The following are recommended strategies for overcoming barriers found in each of the core elements of mentoring.

Belief in Others

  1. 1.

    Demonstrate a consistent belief in the capacity of people to grow and learn—even oneself.

  2. 2.

    Provide a written description of the mentoring program including a philosophical statement defining its positive purpose and referring to the benefits of mentoring. This should be addressed in orientation to the program and clearly articulated throughout the district.

  3. 3.

    Use positive presuppositions throughout—concentrate on developing efficacy and consciousness.

  4. 4.

    Clear expectations and goals with very clear norms generated and adhered to.

Trust

Practical strategies to eliminate or diminish barriers to trust are shown below:

  1. 1.

    Mentor needs to realize that trust is essential to learning and without taking the time and effort to build trust; no learning relationship will follow. Mentor must acquire skills of trust building and rapport —listening intently, mirroring, non-judgmental questioning and responding.

  2. 2.

    Mentor and protégé need to consciously focus on building trust.

  3. 3.

    Hold open dialog in which mentors and protégés discuss trust.

  4. 4.

    Have both parties read books on the importance of trust.

  5. 5.

    Make confidentiality explicit as part of the coaching agreement. Inform administrator’s supervisor that this is an essential component for success.

  6. 6.

    The protégé needs to know he/she is working with someone they can trust and share.

  7. 7.

    Include in a first “grounding conversation,” specific agreements regarding confidentiality. These agreements should address who will know/not know about the coaching/mentoring relationship, what words will be said to those who know about the coaching/mentoring relationship, and what specific topics and information are confidential (perhaps everything), and, if there is a supervisor who holds some expectations regarding the coaching /mentoring, what precisely will and will not be shared with that supervisor.

  8. 8.

    Leave nothing to chance!!

Training

Strategies for appropriate mentor training include:

  1. 1.

    Provide a formal mentor training program.

  2. 2.

    Provide coaching of mentors, mentor support groups, and regular meetings.

  3. 3.

    Provide feedback loops regarding effective practices.

  4. 4.

    Provide a framework and process for coaching and mentoring (like the UC Santa Cruz—CLASS model) rather than expecting support providers to shoot from the hip.

  5. 5.

    Provide Cognitive CoachingSM training.

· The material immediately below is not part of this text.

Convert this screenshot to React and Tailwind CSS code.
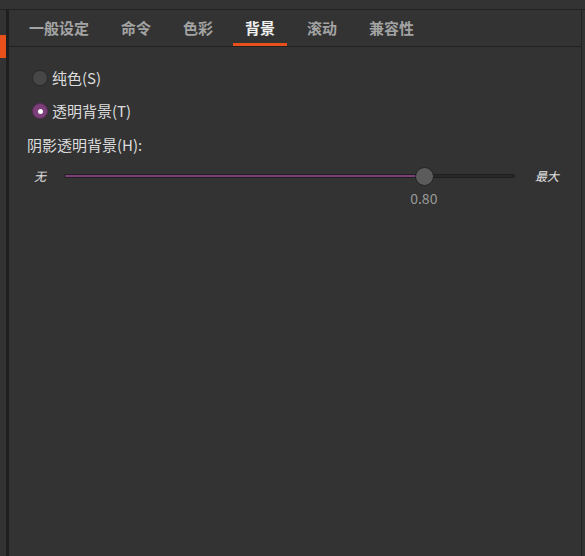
import React from 'react';

const tabs = ['一般设定', '命令', '色彩', '背景', '滚动', '兼容性'];

function Radio({ checked, label }) {
    return (
        <div className="flex items-center h-[20px] pl-[23px] gap-[4px]">
            {checked ? (
                <span className="w-[16px] h-[16px] rounded-full bg-[#7d3f7a] border border-[#5a2d58] flex items-center justify-center">
                    <span className="w-[5px] h-[5px] rounded-full bg-white"></span>
                </span>
            ) : (
                <span className="w-[16px] h-[16px] rounded-full bg-[#474747] border border-[#2a2a2a]"></span>
            )}
            <span className="text-[15px] text-[#dcdcdc]">{label}</span>
        </div>
    );
}

function Slider({ value }) {
    const pct = value * 100;
    return (
        <div className="flex flex-col">
            <div className="flex items-center h-[20px]">
                <span className="w-[55px] pl-[25px] text-[12px] italic text-[#e0e0e0]">无</span>
                <div className="relative w-[451px] h-[20px] flex items-center">
                    <div className="w-full h-[4px] rounded-full bg-[#272727] border border-[#1f1f1f] flex">
                        <div className="h-full rounded-full bg-[#7d3f7a]" style={{ width: `${pct}%` }}></div>
                    </div>
                    <div
                        className="absolute top-[1px] w-[19px] h-[19px] -ml-[10px] rounded-full bg-[#5b5b5b] border border-[#242424]"
                        style={{ left: `${pct}%` }}
                    ></div>
                </div>
                <span className="pl-[20px] text-[12px] italic text-[#e0e0e0]">最大</span>
            </div>
            <div className="relative ml-[55px] w-[451px] h-[26px]">
                <span
                    className="absolute top-[2px] -ml-[1px] -translate-x-1/2 text-[14px] text-[#9a9a9a]"
                    style={{ left: `${pct}%` }}
                >
                    {value.toFixed(2)}
                </span>
            </div>
        </div>
    );
}

export default function App() {
    return (
        <div
            className="w-[585px] h-[556px] bg-[#333333] flex flex-col overflow-hidden"
            style={{ fontFamily: '"Noto Sans CJK SC", "Noto Sans", sans-serif' }}
        >
            <div className="h-[9px] shrink-0"></div>
            <div className="flex flex-1 border-t border-[#222222]">
                {/* left strip */}
                <div className="w-[6px] shrink-0 pt-[25px]">
                    <div className="h-[23px] bg-[#e8501c]"></div>
                </div>
                <div className="w-[3px] shrink-0 bg-[#1f1f1f]"></div>

                {/* main panel */}
                <div className="w-[573px] flex flex-col border-r border-[#222222]">
                    <div className="flex h-[37px] border-b border-[#222222] pl-2 gap-[8px]">
                        {tabs.map((t) => (
                            <div
                                key={t}
                                className={
                                    t === '背景'
                                        ? 'px-[12px] pt-[7px] text-[15px] font-bold text-[#f0f0f0] border-b-[3px] border-[#e8501c]'
                                        : 'px-[12px] pt-[7px] text-[15px] font-bold text-[#a3a3a3]'
                                }
                            >
                                {t}
                            </div>
                        ))}
                    </div>

                    <div className="flex flex-col pt-[21px]">
                        <Radio label="纯色(S)" />
                        <div className="h-[13px]"></div>
                        <Radio checked label="透明背景(T)" />
                        <div className="h-[14px] "></div>
                        <div className="h-[20px] flex items-center pl-[18px] text-[15px] text-[#dcdcdc]">
                            阴影透明背景(H):
                        </div>
                        <div className="h-[11px]"></div>
                        <Slider value={0.8} />
                    </div>
                </div>
            </div>
        </div>
    );
}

    • Train mentors in purpose and goals of coaching, coaching maps, response behaviors of pausing , paraphrasing , probing , providing data, and questioning skills.

    • Provide meetings for mentors in which they share what works with support and practice sessions for the mentors.

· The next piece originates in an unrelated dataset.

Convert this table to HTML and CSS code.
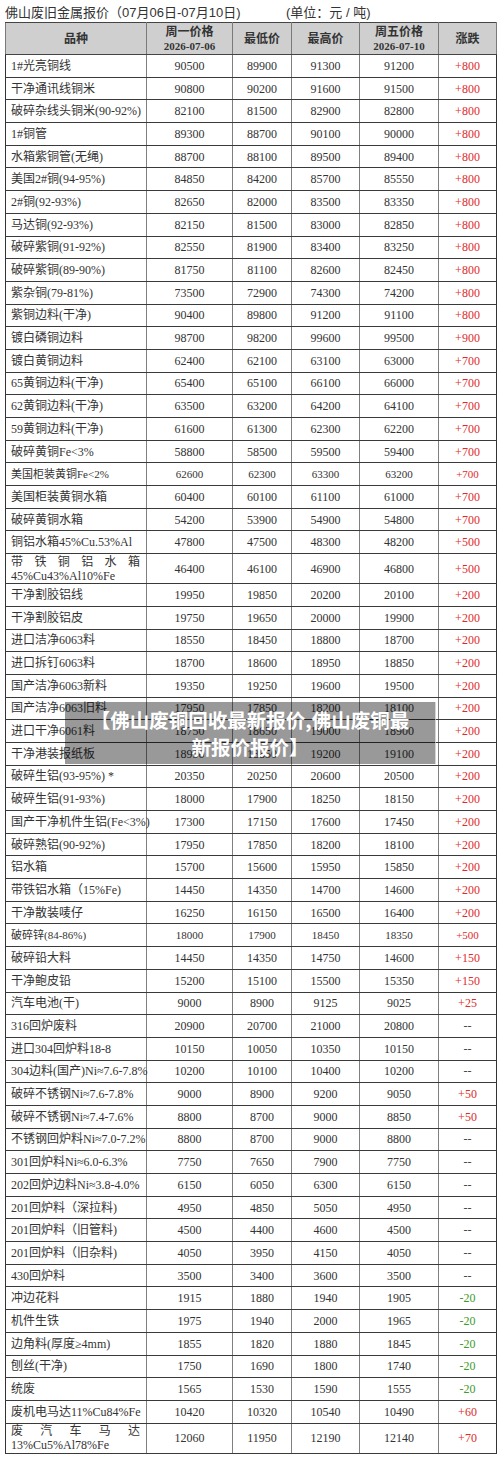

    • Mentors need to be taught skills prior to being a mentor.

    • Provide training in dialog, communication skills for both parties—coach prior to beginning, as a prerequisite to being a coach and protégé in the beginning stages of the process.

Communication

Establish criteria for mentors:

  1. 1.

    Establish selection criteria for coaches/mentors; then select only coaches/mentors who are noted for their interpersonal and communication skills.

  2. 2.

    Program director must have clear criteria for the choice of mentors that includes communication skills in addition to a high level of professional experience.

  3. 3.

    Find a person who is a people-person to do the job and get him/her trained in Cognitive Coaching .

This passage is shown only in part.